EPA officials say otherwise, pointing to past studies and an outreach brochure that explains the dangers of mercury. A request for an interview was declined, but in a statement, the agency emphasized that it "works to reduce possible exposure to mercury, particularly in areas where potential for exposure is higher, i.e. in populations that rely on subsistence fishing or use mercury for ritualistic purposes."
But little movement has been made since 2005, when EPA commissioned a study on the ritualistic use of mercury, hiring Lockheed Martin to study mercury vapors after sprinkling between 2 and 15 grams in a trailer. Researchers found air concentrations spiked, and then decreased over time. But if it was disturbed or shaken -- as it might be in a home -- the levels rose again.

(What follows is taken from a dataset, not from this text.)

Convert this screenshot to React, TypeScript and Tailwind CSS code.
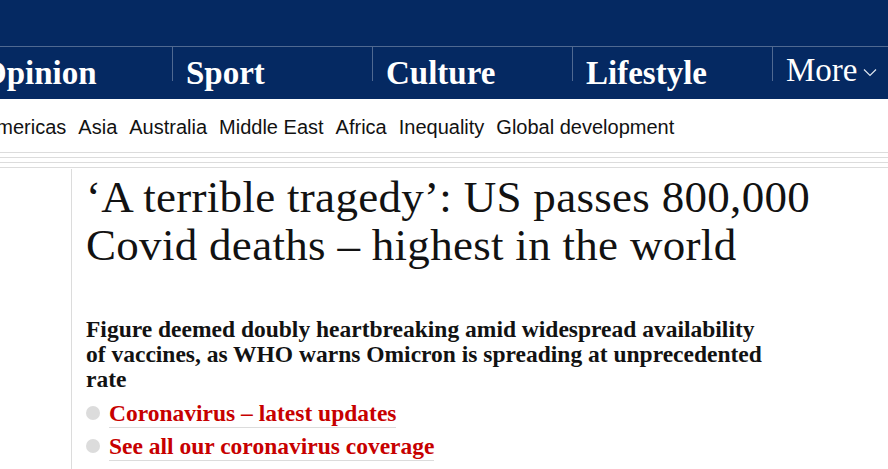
import React from 'react';

const pillars = [
  { label: 'Opinion', first: true },
  { label: 'Sport' },
  { label: 'Culture' },
  { label: 'Lifestyle' },
];

const subNav = ['Americas', 'Asia', 'Australia', 'Middle East', 'Africa', 'Inequality', 'Global development'];

const links = ['Coronavirus – latest updates', 'See all our coronavirus coverage'];

export default function App() {
  return (
    <div className="w-[888px] h-[469px] overflow-hidden bg-white text-[#121212]">
      {/* Top navy header */}
      <header className="bg-[#052962] h-[99px] flex flex-col">
        <div className="h-[46px]" />
        <nav className="border-t border-[#506991] flex ml-[-28px] h-[53px]">
          {pillars.map((p) => (
            <div
              key={p.label}
              className={`w-[200px] shrink-0 ${p.first ? 'pl-[9px]' : 'pl-[13px] border-l border-[#506991]'} h-[34px]`}
            >
              <span className="block text-white font-bold text-[33px] leading-[34px] mt-[9px] font-['Liberation_Serif',serif] whitespace-nowrap">
                {p.label}
              </span>
            </div>
          ))}
          <div className="w-[200px] shrink-0 pl-[13px] border-l border-[#506991] h-[34px] flex items-start">
            <span className="text-white text-[33px] leading-[34px] mt-[6px] font-['Liberation_Serif',serif]">More</span>
            <svg width="14" height="9" viewBox="0 0 14 9" className="ml-[6px] mt-[21px]" fill="none">
              <path d="M1 1.5 L7 7.5 L13 1.5" stroke="#dfe5ee" strokeWidth="1.2" />
            </svg>
          </div>
        </nav>
      </header>

      {/* Sub navigation */}
      <div className="h-[53px] flex items-center pt-[3px] ml-[-17px] gap-[12px] font-['Liberation_Sans',sans-serif] text-[20px] whitespace-nowrap">
        {subNav.map((s) => (
          <span key={s}>{s}</span>
        ))}
      </div>

      {/* Stacked rules */}
      <div className="flex flex-col gap-[4px]">
        <div className="h-px bg-[#dcdcdc]" />
        <div className="h-px bg-[#dcdcdc]" />
        <div className="h-px bg-[#dcdcdc]" />
        <div className="h-px bg-[#dcdcdc]" />
      </div>

      {/* Article */}
      <main className="ml-[71px] mt-[1px] border-l border-[#dcdcdc] pl-[14px] h-[400px]">
        <h1 className="font-['Liberation_Serif',serif] text-[45px] leading-[48px] tracking-[0.3px] pt-[4px] whitespace-nowrap">
          ‘A terrible tragedy’: US passes 800,000
          <br />
          Covid deaths – highest in the world
        </h1>

        <p className="mt-[48px] font-['Liberation_Serif',serif] font-bold text-[23.5px] leading-[25px] whitespace-nowrap">
          Figure deemed doubly heartbreaking amid widespread availability
          <br />
          of vaccines, as WHO warns Omicron is spreading at unprecedented
          <br />
          rate
        </p>

        <ul className="mt-[7px] flex flex-col gap-[4px]">
          {links.map((l) => (
            <li key={l} className="flex items-center">
              <span className="w-[14px] h-[14px] rounded-full bg-[#dcdcdc] mr-[9px] mt-[-2px] shrink-0" />
              <a className="font-['Liberation_Serif',serif] font-bold text-[23.5px] leading-[28px] text-[#c70000] border-b border-[#dcdcdc] whitespace-nowrap">
                {l}
              </a>
            </li>
          ))}
        </ul>
      </main>
    </div>
  );
}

"Periodic application of a small amount of mercury for a sustained period of time within the same enclosure could lead to chronic mercury vapor exposure above the residential occupancy level," the report found. "The potential health risks of this practice were not explored in this study but warrant further investigation.
Whether such levels of mercury are found in a significant number of homes is a source of debate. A 1998 study of 100 children in New York City's South Bronx found that 5 percent had elevated levels in their urine of mercury. But researchers were unable to directly link those levels to ritualistic uses. One of the study's authors -- Philip Ozuah -- has since said that he does not think it's a wide-ranging problem.
In 2003, however, the consulting firm John Snow Inc. conducted a survey of Latino residents in Lawrence, Mass., visiting botanicas, beauty salons, community meetings, churches and various other locations. Of the 898 respondents, 344 reported that they either knew someone who used mercury for spiritual or health reasons or used it themselves. The firm's employees also found botanicas selling capsules that contained 9 grams of mercury.
"A larger, more definitive, citywide study would provide far better data about the extent of the problem," researchers wrote in the final report to Massachusetts' Office of Energy and Environmental Affairs. "While such as study would be interesting, we feel we have sufficient knowledge about the extent of mercury use to recommend that allocation of limited resources be used for prevention and remediation programs."
Into thin air
The recent case in Rhode Island provides the most direct example of the dangers of an indoor mercury spill. An official from Rhode Island's Department of Environmental Management found elevated levels throughout the home and noted in a report that "a spot in the master bedroom in front of the dresser was identified as the possible source of the mercury vapor."
The report also mentions the possibility of the apartment's former tenant blessing the house with mercury. But that tenant has since claimed that her daughter broke a mercury thermometer.
The mother of the affected 3-year-old is now seeking reparations from her landlord for his "failure to properly clean the premises prior to renting said apartment." Her lawyer, Yvette Boisclair, did not return a call requesting a comment.
Wendroff places the blame on the government, which he says has done a poor job in educating the public of the effects of mercury exposure. The medical community should also be more informed, he said; hospitals and clinics in communities that potentially use mercury should know to test for it in children exhibiting signs of exposure.
"Government agencies say, 'We did this, we did that, we informed them,'" he said. "The reality is the public at large has no clue, but, more important, the clinical community has no clue."